Against another wall is an exhibit from the Bisbees Post Office. Around the turn of the 20th century, a US Post Office operated out of my great grandfather’s home and the sign and delivery boxes are on display.

Warren Brisbois was a local butcher and many of his tools are on display. His son Jim and his wife Kathy, my cousin, along with his grandchildren Shannon and Jeremy and Jeremy’s family are the volunteers who keep the museum operating.

Up on the third floor of the museum is a small blacksmith shop. I’m not sure who thought putting forging equipment on the third floor of a wooden building was a good idea. The blacksmith shop may have produced the metal rims for wagon wheels, but judging by its size and location, was mainly used to build and repair metal work around the mill.

The other half of the upper floor is a woodworking shop. Here, a drill press and lathe are still connected to the belt drive system two stories below. Equipment used to make wagon wheels is on display has well. The hubs were turned on the lathe and then drilled to accept the spokes. The hubs were then set into a fixture and the spokes were added. Another machine was used to shape the outer wooden hoop. After all the pieces are assembled, a metal ring from the blacksmith shop was heated and slipped over the whole assemble to provide strength and durability.
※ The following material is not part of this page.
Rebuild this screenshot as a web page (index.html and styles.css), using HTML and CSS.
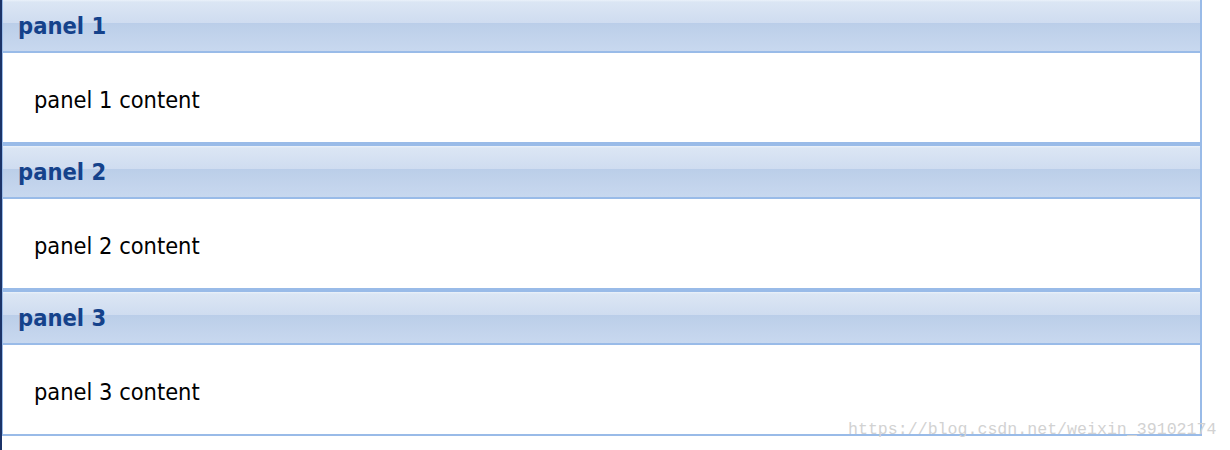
FILE: index.html
```html
<!DOCTYPE html>
<html lang="en">
<head>
    <meta charset="UTF-8">
    <title>Accordion</title>
    <link rel="stylesheet" href="styles.css">
</head>
<body>
    <div class="frame">
        <div class="edge"></div>
        <div class="accordion">
            <div class="panel first">
                <div class="panel-header"><span>panel 1</span></div>
                <div class="panel-body">panel 1 content</div>
            </div>
            <div class="panel">
                <div class="panel-header"><span>panel 2</span></div>
                <div class="panel-body">panel 2 content</div>
            </div>
            <div class="panel last">
                <div class="panel-header"><span>panel 3</span></div>
                <div class="panel-body">panel 3 content</div>
            </div>
        </div>
        <div class="watermark">https://blog.csdn.net/weixin_39102174</div>
    </div>
</body>
</html>
```

FILE: styles.css
```css
body {
    margin: 0;
    padding: 0;
    background: #fff;
    font-family: "DejaVu Sans Condensed", "DejaVu Sans", sans-serif;
}
.frame {
    position: relative;
    display: flex;
    height: 450px;
}
.edge {
    width: 2px;
    background: #1b3368;
}
.accordion {
    width: 1197px;
    align-self: flex-start;
    border-left: 1px solid #99bbe8;
    border-right: 2px solid #99bbe8;
}
.panel {
    border-top: 2px solid #99bbe8;
    border-bottom: 2px solid #99bbe8;
}
.panel.first {
    border-top: 0;
}
.panel-header {
    height: 53px;
    box-sizing: border-box;
    display: flex;
    align-items: center;
    padding-left: 15px;
    border-bottom: 2px solid #99bbe8;
    background: linear-gradient(to bottom,
        #eaf1fa 0px, #dbe6f4 2px, #cfdcf0 23px,
        #b9cde9 23px, #bccfe9 25px, #c8d8ef 51px);
    color: #15428b;
    font-weight: bold;
    font-size: 23.5px;
}
.panel-header span {
    margin-top: 1px;
}
.panel-body {
    height: 89px;
    box-sizing: border-box;
    display: flex;
    align-items: center;
    padding-left: 31px;
    padding-top: 4px;
    font-size: 23.4px;
    color: #000;
}
.watermark {
    position: absolute;
    left: 848px;
    top: 420px;
    font-family: "Liberation Mono", monospace;
    font-size: 16.6px;
    color: #d2d2d2;
    white-space: nowrap;
}
```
Before leaving, I ventured out back where the one-lunger sat, chuffing away running the gristmill. It’s a 1929 Hercules engine rated at 7 horsepower at 825 rpm. It produces these 7 horsepower with around 1950ccs of engine displacement. My motorcycle, which benefits from an extra 86 years of development, produces around 100 hp from 800 ccs. In another 86 years though, I bet the one-lunger has a better chance of still running.